I’ve been reading the biography of Sabine Baring-Gould, author, in his own day, of many best-selling novels, but now remembered for a number of hymns that are still sung. A man slated by his father to become an engineer, who counted on his fingers, alas, to the end of his days, he went to Cambridge as a classicist and fell in love with the Oxford Movement, only being allowed to take Holy Orders after his two younger brothers declined their father’s invitation to take the younger son’s place in the Church.
            Baring-Gould spent the last forty-five years of his long life, according to his biographer, doing nothing but exactly what he wished to do. His living of Lew Trenchard, where he was the loved and honoured Rector, was also his manor, where he was the respected squire. He had fifteen children, some of whom he didn’t recognise when he met them. He wrote standing at a writing-desk all day: novels, histories, lives of the saints, theology, church history, poetry, antiquities, translations. His lovely translation of the fifteenth-century hymn “Come down, O love divine” remains in the hymnal, while “Onward Christian Soldiers” has fallen out of favour, perhaps partly due to Sullivan’s stirring (imperialist?) tune: Baring-Gould wrote it for Sunday-school children to sing, and set it to a slow movement from Haydn. “Onward Christian Soldiers” was controversial in its time: the line, “With the cross of Jesus going on before” was considered too papist for some, especially since the hymn was written for the children’s procession.
            He set his hand to many things. He was an amateur archaeologist — especially of his local district — when amateurs were held in high regard. He considered his most important work the collection of English folk-songs; he compiled an immense volume of the old song-men’s repertoire, rushing to the side of these aged singers to catch the works before they died. His biographer believes he could have achieved more lasting work had he restricted his interests: he might have made his mark in literature, theology or history. But he set his hand to many things.
            This is Baring-Gould’s story. Story, of course, comes from the voice and makes meaning of events as we tell them to ourselves, whether past or future events.Thus a baby may be predicted as “Daddy’s little princess” or a father remembered in “Dad’s mission was to take care of his family — and he did!” Stories we tell in preparation, celebration, commemoration.
            The work of hands is somewhat different. Hands make the present, repair the past, structure the future. The presentness of hands is made present to me whenever I play a wrong note on the piano: everyone can tell what I’m thinking! (or not thinking, as is often the case). Keeping the eyes on the keyboard to assure a fingering or a rhythm I can see time: past time flowing into present into future. Is it better to set our hands to many things, or to attain the starry skies by handing on only one thing?
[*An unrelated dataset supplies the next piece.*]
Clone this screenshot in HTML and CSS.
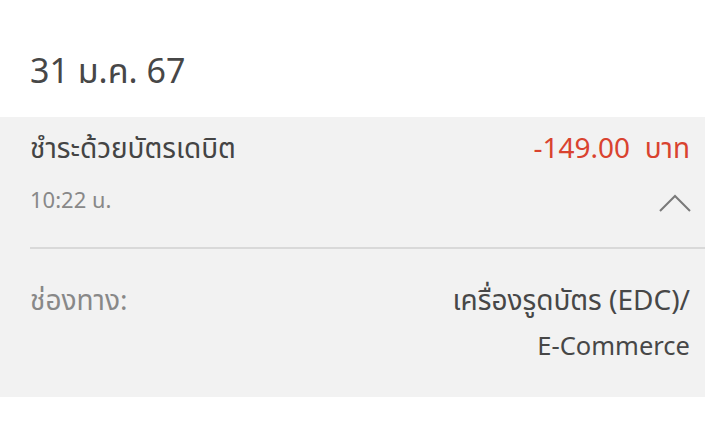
FILE: index.html
```html
<!DOCTYPE html>
<html lang="th">
<head>
  <meta charset="UTF-8">
  <meta name="viewport" content="width=device-width, initial-scale=1.0">
  <title>รายการ</title>
  <link rel="stylesheet" href="styles.css">
</head>
<body>
  <h2 class="date">31 ม.ค. 67</h2>

  <div class="item">
    <div class="item-head">
      <div class="item-info">
        <div class="item-title">ชำระด้วยบัตรเดบิต</div>
        <div class="item-time">10:22 น.</div>
      </div>
      <div class="item-side">
        <div class="amount">-149.00&nbsp; บาท</div>
        <svg class="chevron" width="32" height="18" viewBox="0 0 32 18">
          <polyline points="1,17 16,2 31,17" fill="none" stroke="#7a7a7a" stroke-width="2"/>
        </svg>
      </div>
    </div>

    <div class="item-detail">
      <div class="detail-label">ช่องทาง:</div>
      <div class="detail-value">เครื่องรูดบัตร (EDC)/<br><span class="latin">E-Commerce</span></div>
    </div>
  </div>
</body>
</html>
```

FILE: styles.css
```css
body {
  margin: 0;
  background: #fff;
  font-family: "Noto Sans", "Noto Sans Thai", "DejaVu Sans", sans-serif;
  color: #444;
}

.date {
  margin: 0;
  padding: 50px 30px 0;
  height: 117px;
  box-sizing: border-box;
  font-size: 34px;
  font-weight: normal;
  line-height: 40px;
  color: #474747;
}

.item {
  background: #f2f2f2;
  padding-left: 30px;
  height: 280px;
  box-sizing: border-box;
}

.item-head {
  display: flex;
  justify-content: space-between;
  padding: 10px 15px 0 0;
  height: 132px;
  box-sizing: border-box;
  border-bottom: 2px solid #d9d9d9;
}

.item-title {
  font-size: 28px;
  line-height: 40px;
  color: #444;
}

.item-time {
  margin-top: 18px;
  font-size: 22px;
  line-height: 28px;
  color: #888;
}

.item-side {
  display: flex;
  flex-direction: column;
  align-items: flex-end;
}

.amount {
  font-size: 28px;
  line-height: 40px;
  color: #d9432f;
}

.chevron {
  margin-top: 27px;
  margin-right: -1px;
}

.item-detail {
  display: flex;
  justify-content: space-between;
  padding: 28px 15px 0 0;
}

.detail-label {
  font-size: 28px;
  line-height: 45px;
  color: #888;
}

.detail-value {
  font-size: 28px;
  line-height: 45px;
  text-align: right;
  color: #474747;
}

.detail-value .latin {
  font-size: 25.5px;
}
```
            One thing only is necessary, according to the Gospels, and maybe Baring-Gould did just as well setting his hands to many things, and doing exactly what he wished to do, in the context of a verse he wrote that was left out of Hymns Ancient and Modern:
            ‘What the Saints established
            That I hold for true,
            What the Saints believeth
            That believe I too.’

Too papist? Or maybe not.
           

Thursday 1 May 2014

Graduation Day: On Cleansing the Thoughts of the Heart



I have just completed a course of New Testament studies that has taken me five years in its latest incarnation. During this time, interrupted by illnesses and events having as much to do with spirit as text, I have finished a master’s degree and passed a test of my character. Or so I think.
            I learned a great deal about the values and ideas of classical antiquity, for the sacred scriptures are thousands of years old. And I was made to question my own values. Things like honesty, loyalty, humility and perseverance proved important.
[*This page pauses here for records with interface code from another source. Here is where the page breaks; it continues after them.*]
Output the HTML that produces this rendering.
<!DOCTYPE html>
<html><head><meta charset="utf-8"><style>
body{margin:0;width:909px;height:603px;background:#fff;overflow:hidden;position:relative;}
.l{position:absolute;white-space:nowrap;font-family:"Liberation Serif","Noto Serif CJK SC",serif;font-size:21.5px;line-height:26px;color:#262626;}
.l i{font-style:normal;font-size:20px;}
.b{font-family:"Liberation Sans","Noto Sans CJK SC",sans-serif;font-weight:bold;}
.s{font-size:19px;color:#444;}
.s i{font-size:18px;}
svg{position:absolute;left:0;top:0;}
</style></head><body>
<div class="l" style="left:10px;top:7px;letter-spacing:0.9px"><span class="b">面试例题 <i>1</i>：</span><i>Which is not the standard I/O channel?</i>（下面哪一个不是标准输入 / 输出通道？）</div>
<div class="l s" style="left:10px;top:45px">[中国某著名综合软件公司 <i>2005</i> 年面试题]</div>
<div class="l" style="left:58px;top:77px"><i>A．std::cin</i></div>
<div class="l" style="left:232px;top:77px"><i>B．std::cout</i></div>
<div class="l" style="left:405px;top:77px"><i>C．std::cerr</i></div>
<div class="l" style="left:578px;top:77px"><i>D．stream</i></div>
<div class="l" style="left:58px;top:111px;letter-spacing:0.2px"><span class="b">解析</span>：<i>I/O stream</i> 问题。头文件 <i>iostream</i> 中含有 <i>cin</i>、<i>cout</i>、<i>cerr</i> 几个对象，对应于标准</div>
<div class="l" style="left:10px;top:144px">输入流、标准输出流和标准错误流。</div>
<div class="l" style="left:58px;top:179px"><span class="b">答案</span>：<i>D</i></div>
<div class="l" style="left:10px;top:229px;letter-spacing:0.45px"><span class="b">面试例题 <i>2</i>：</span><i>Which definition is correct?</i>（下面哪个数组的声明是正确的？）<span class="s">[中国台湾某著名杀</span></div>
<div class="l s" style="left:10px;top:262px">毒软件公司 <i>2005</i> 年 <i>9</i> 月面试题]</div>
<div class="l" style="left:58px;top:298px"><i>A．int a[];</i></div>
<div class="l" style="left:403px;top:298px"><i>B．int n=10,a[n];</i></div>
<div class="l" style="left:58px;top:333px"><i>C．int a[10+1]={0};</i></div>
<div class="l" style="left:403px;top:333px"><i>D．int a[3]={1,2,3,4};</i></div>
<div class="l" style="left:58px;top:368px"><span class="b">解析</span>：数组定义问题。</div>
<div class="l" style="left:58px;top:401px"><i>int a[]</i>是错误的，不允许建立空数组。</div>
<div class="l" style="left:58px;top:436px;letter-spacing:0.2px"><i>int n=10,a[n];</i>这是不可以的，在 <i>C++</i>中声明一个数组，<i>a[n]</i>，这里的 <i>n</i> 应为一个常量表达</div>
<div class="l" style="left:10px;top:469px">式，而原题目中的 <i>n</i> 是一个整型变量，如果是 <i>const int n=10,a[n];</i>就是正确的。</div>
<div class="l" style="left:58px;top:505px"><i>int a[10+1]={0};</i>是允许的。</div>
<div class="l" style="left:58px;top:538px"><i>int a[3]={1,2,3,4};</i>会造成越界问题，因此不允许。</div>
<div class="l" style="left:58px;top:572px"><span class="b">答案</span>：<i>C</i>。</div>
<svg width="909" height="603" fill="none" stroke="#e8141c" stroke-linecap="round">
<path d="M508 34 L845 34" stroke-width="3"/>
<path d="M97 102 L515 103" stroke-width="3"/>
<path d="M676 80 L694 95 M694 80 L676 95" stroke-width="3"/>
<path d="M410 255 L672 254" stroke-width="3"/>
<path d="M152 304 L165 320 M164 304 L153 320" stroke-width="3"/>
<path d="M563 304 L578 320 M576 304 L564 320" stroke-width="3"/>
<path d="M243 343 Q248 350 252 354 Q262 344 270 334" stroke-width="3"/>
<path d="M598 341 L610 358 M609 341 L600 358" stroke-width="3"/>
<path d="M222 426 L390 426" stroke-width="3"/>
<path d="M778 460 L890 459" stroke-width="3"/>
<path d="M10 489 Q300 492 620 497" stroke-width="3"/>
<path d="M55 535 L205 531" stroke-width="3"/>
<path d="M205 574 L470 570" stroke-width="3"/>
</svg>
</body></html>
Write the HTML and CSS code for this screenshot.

            Today we know that the heart is a pump, moving blood around the body, and so mechanical. It symbolises feeling or emotion, from hot-blooded passion to icy broken-heartedness. Blood, naturally, both symbolises and is life, and when the heart ceases to beat we die.
            But for the ancients, the heart symbolised mind, or thought, from the wicked mind of violence to the righteous thoughts of the blessed. The heart is a storehouse of memory; thinking happens in the heart, unless the heart is so hardened that a person’s judgement and personal relationships are closed off, for the kind of thinking done in the heart isn’t separate from feeling. Indeed, the thoughts of the heart must be informed by feeling, most especially the feeling of reverence towards God.
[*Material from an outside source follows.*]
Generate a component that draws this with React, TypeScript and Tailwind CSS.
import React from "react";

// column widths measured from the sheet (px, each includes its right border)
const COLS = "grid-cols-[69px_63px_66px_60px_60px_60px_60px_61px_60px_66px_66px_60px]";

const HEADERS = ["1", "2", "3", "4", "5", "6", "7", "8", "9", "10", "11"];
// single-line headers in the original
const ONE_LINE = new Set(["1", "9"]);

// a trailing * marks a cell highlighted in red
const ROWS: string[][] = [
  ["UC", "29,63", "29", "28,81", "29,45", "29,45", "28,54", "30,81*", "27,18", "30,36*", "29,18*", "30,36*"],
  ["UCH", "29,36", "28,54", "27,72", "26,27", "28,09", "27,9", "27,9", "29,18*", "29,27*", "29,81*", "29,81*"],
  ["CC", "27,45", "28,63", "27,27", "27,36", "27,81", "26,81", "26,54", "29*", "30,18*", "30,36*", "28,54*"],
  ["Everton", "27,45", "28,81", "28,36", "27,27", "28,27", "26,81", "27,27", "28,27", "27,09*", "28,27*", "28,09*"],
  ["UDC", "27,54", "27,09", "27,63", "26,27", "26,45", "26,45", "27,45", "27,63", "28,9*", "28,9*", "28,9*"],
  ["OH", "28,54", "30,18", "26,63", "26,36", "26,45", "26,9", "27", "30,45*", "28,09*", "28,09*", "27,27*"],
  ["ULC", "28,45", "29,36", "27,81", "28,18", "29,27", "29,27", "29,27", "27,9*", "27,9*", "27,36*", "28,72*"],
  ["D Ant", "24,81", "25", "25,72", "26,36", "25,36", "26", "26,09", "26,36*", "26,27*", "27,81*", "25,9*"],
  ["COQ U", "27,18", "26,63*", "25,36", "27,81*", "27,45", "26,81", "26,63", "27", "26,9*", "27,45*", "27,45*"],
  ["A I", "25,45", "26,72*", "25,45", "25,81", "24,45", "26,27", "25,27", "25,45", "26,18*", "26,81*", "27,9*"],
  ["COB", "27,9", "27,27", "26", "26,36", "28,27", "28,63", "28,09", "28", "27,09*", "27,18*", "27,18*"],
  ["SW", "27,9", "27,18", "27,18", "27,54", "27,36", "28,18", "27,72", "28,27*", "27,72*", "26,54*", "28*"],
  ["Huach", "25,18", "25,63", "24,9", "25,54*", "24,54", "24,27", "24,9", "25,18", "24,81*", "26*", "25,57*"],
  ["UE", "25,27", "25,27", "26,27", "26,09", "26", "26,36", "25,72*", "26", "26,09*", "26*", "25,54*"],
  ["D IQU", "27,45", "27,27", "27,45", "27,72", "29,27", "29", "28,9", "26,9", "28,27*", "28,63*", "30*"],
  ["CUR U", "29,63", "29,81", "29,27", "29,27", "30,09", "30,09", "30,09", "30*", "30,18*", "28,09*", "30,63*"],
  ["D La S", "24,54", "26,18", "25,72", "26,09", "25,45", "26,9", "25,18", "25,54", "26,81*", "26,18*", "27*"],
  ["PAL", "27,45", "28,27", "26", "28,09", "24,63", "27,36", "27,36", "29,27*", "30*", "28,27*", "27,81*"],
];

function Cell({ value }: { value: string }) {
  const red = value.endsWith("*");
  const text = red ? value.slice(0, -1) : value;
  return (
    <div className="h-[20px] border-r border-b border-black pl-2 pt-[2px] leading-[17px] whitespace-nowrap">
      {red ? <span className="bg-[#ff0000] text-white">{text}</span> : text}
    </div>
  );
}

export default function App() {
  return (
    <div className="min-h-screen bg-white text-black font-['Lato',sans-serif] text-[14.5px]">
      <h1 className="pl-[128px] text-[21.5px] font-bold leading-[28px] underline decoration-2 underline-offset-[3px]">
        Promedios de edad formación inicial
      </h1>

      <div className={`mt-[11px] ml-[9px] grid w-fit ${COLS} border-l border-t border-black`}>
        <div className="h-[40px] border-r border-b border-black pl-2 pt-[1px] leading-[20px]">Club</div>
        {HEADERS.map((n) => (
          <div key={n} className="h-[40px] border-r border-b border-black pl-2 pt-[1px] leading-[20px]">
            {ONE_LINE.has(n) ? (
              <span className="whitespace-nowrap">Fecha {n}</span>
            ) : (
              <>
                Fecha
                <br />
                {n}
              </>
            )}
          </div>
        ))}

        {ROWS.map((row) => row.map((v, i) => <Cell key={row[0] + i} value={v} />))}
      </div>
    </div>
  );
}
            Why undertake a course of study? To get a job, a ticket to work? If the subject has no likelihood of future prospects, how then are you spending your time? I came to the conclusion that cleansing the thoughts of the heart had something to do with it.
            The heart, in this ancient sense, can become fouled like the bottom of a boat covered in barnacles and seaweed. Our judgement can be clouded by regrets, uncompleted actions, wrong turnings, bad decisions, and even worse, the arrogance of an unrealistic sense of responsibility as if every matter in the universe needs to be referred to us for improvement. And a heart that thinks no wrong of itself is obviously out of touch with real life.
            Study forces you to clear out some debris. You have to refine ideas, to separate the strands and make choices. You may learn both how much you can do, and how little you can get by on. You may find friends in unexpected places, recover from betrayals, be given second chances, get up to fight another day. You can gather grains of wisdom.
            Cleansing the heart is a spiritual effort, informed by the spirit, leading to right reverence and clear thinking. Study, then, isn’t a matter for the intellect alone. Indeed, without love, we may say that study is empty, void at the heart. And love is never lost.
            I think we must inform the mind, or heart, as to our best love, to love what is worthy,
lovely, and sacred, apart from mere advantage and overcoming others. Look around the world, and away from yourself: imagine in your heart, how much there is to love.